Climate Risk and Climate Security: A Comparison of Norm Emergence under the FCCC, the EU and the UNSC, 2001–2019

Publication Type:
Thesis
Issue Date:
2021
Full metadata record
This thesis documents and analyses an intensifying dialogue between the changing discourses of global security and climate change governance. It presents a comparative assessment of the extent to which policy statements and debates on climate risk and climate security within three interstate institutions – the United Nations Framework Convention on Climate Change, the European Union, and the United Nations Security Council – might indicate an emerging dominant discourse on climate security and thus how these institutions have understood, conceptualised and recognised climate security.

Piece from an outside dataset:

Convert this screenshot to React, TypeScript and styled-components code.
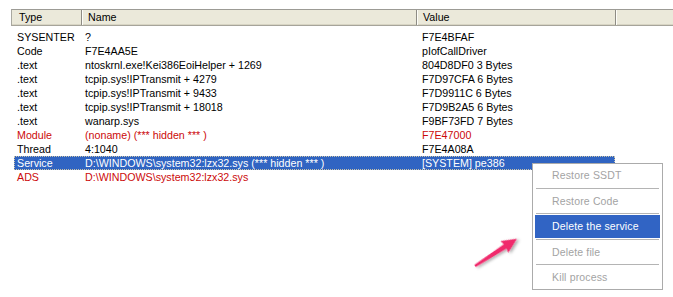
import React from "react";
import styled, { createGlobalStyle } from "styled-components";

const GlobalStyle = createGlobalStyle`
  html, body { margin: 0; padding: 0; background: #ffffff; }
  body { font-family: "Liberation Sans", Arial, sans-serif; }
`;

const Page = styled.div`
  position: relative;
  width: 673px;
  height: 297px;
  overflow: hidden;
  padding-top: 9px;
  box-sizing: border-box;
  background: #fff;
`;

const Header = styled.div`
  display: flex;
  margin-left: 11px;
  height: 15px;
  border-top: 1px solid #9c9b95;
  border-left: 1px solid #a9a8a0;
  border-bottom: 1px solid #a6a49a;
  background: #ebe9da;
  box-shadow: inset 0 -1px 0 #d8d5c4;
`;

const HeaderCell = styled.div<{ $w?: number }>`
  box-sizing: border-box;
  ${(p) => (p.$w ? `width: ${p.$w}px; flex: none;` : "flex: 1;")}
  padding-left: ${(p) => (p.$w === 70 ? 7 : 6)}px;
  font-size: 10.7px;
  line-height: 15px;
  color: #000;
  border-right: ${(p) => (p.$w ? "1px solid #8e8c84" : "none")};
  box-shadow: ${(p) => (p.$w ? "1px 0 0 #fdfdf8" : "none")};
  position: relative;
`;

const Body = styled.div`
  display: flex;
  flex-direction: column;
  padding-top: 4px;
  margin-left: 14px;
  width: 601px;
`;

const Row = styled.div<{ $sel?: boolean; $red?: boolean }>`
  display: grid;
  grid-template-columns: 68px 337px 196px;
  height: 14px;
  line-height: 14px;
  font-size: 10.7px;
  background: ${(p) => (p.$sel ? "#3064c2" : "transparent")};
  color: ${(p) => (p.$sel ? "#fff" : p.$red ? "#cc0a0a" : "#000")};
  outline: ${(p) => (p.$sel ? "1px dotted #c9c3a8" : "none")};
  outline-offset: -1px;
  white-space: nowrap;
`;

const Cell = styled.div`
  padding-left: 3px;
  overflow: visible;
`;

const Menu = styled.div`
  position: absolute;
  left: 532px;
  top: 163px;
  width: 131px;
  box-sizing: border-box;
  background: #fff;
  border: 1px solid #ababab;
  padding: 0 2px;
  display: flex;
  flex-direction: column;
`;

const MenuItem = styled.div<{ $active?: boolean }>`
  height: 22.5px;
  line-height: 22.5px;
  padding-left: 17px;
  font-size: 10.5px;
  letter-spacing: 0.15px;
  color: ${(p) => (p.$active ? "#fff" : "#a3a3a3")};
  background: ${(p) => (p.$active ? "#3164c4" : "transparent")};
  white-space: nowrap;
`;

const Separator = styled.div`
  height: 1px;
  margin: 1px 1px;
  background: #b4b4b4;
`;

const ArrowSvg = styled.svg`
  position: absolute;
  left: 468px;
  top: 230px;
  overflow: visible;
`;

type R = { t: string; n: string; v: string; red?: boolean; sel?: boolean };

const rows: R[] = [
  { t: "SYSENTER", n: "?", v: "F7E4BFAF" },
  { t: "Code", n: "F7E4AA5E", v: "pIofCallDriver" },
  { t: ".text", n: "ntoskrnl.exe!Kei386EoiHelper + 1269", v: "804D8DF0 3 Bytes" },
  { t: ".text", n: "tcpip.sys!IPTransmit + 4279", v: "F7D97CFA 6 Bytes" },
  { t: ".text", n: "tcpip.sys!IPTransmit + 9433", v: "F7D9911C 6 Bytes" },
  { t: ".text", n: "tcpip.sys!IPTransmit + 18018", v: "F7D9B2A5 6 Bytes" },
  { t: ".text", n: "wanarp.sys", v: "F9BF73FD 7 Bytes" },
  { t: "Module", n: "(noname) (*** hidden *** )", v: "F7E47000", red: true },
  { t: "Thread", n: "4:1040", v: "F7E4A08A" },
  {
    t: "Service",
    n: "D:\\WINDOWS\\system32:lzx32.sys (*** hidden *** )",
    v: "[SYSTEM] pe386",
    sel: true,
  },
  { t: "ADS", n: "D:\\WINDOWS\\system32:lzx32.sys", v: "", red: true },
];

const menuItems = [
  { label: "Restore SSDT" },
  { label: "Restore Code" },
  { label: "Delete the service", active: true },
  { label: "Delete file" },
  { label: "Kill process" },
];

export default function App() {
  return (
    <>
      <GlobalStyle />
      <Page>
        <Header>
          <HeaderCell $w={70}>Type</HeaderCell>
          <HeaderCell $w={335}>Name</HeaderCell>
          <HeaderCell $w={199}>Value</HeaderCell>
          <HeaderCell />
        </Header>
        <Body>
          {rows.map((r, i) => (
            <Row key={i} $sel={r.sel} $red={r.red}>
              <Cell>{r.t}</Cell>
              <Cell>{r.n}</Cell>
              <Cell>{r.v}</Cell>
            </Row>
          ))}
        </Body>
        <Menu>
          {menuItems.map((m, i) => (
            <React.Fragment key={m.label}>
              {i > 0 && <Separator />}
              <MenuItem $active={m.active}>{m.label}</MenuItem>
            </React.Fragment>
          ))}
        </Menu>
        <ArrowSvg width="60" height="44" viewBox="0 0 60 44">
          <defs>
            <filter id="sh" x="-30%" y="-30%" width="160%" height="160%">
              <feDropShadow dx="1.5" dy="2" stdDeviation="1.5" floodColor="#000" floodOpacity="0.35" />
            </filter>
          </defs>
          <g transform="translate(7 36) rotate(-33)" filter="url(#sh)">
            <polygon
              points="0,-1.3 36,-2.6 35,-7 50,0 35,7 36,2.6 0,1.3"
              fill="#f02c6c"
            />
          </g>
        </ArrowSvg>
      </Page>
    </>
  );
}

Drawing from the literature on epistemic communities, riskification, and securitisation, the thesis conceptualises the three analytical themes as a set of tools relevant for analysing the nuances of climate and security discourses. It applies these themes within the domain of interstate climate security, attending to key differences between the themes while acknowledging conceptual overlaps and interchange between them. In doing so, the thesis demonstrates and extends understanding of how these themes can be deployed. Using discourse-historical analysis, supplemented by scoping interviews with leading climate security experts, it scrutinises transcripts of relevant meetings held within the three institutions between 2001 and 2019. It offers an in-depth analysis of the extent to which an ‘epistemic community on climate security’ has emerged within these institutions, along with associated commitments that signal a process of ‘climate-riskification’ and ‘climate securitisation.’ The data reveals that the epistemic community on climate security has made riskifying and securitising moves, which have created institutional locations that have allowed the development of climate security in the first stage of the norm life cycle. Serious contestation has persisted but, from all indications, climate security discourse seems unstoppable. The thesis draws out the unfolding but distinct conceptualisations of climate security within the three institutions, including the wider significance of this phenomenon. Despite limits on the policy mandates assigned to the institutions, the thesis finds clear indications of an emerging discourse on climate security and thus a distinctive understanding of security. The findings offer a clear evidence-based guiding tool for scholars and policymakers who aim to identify priority elements for climate security action.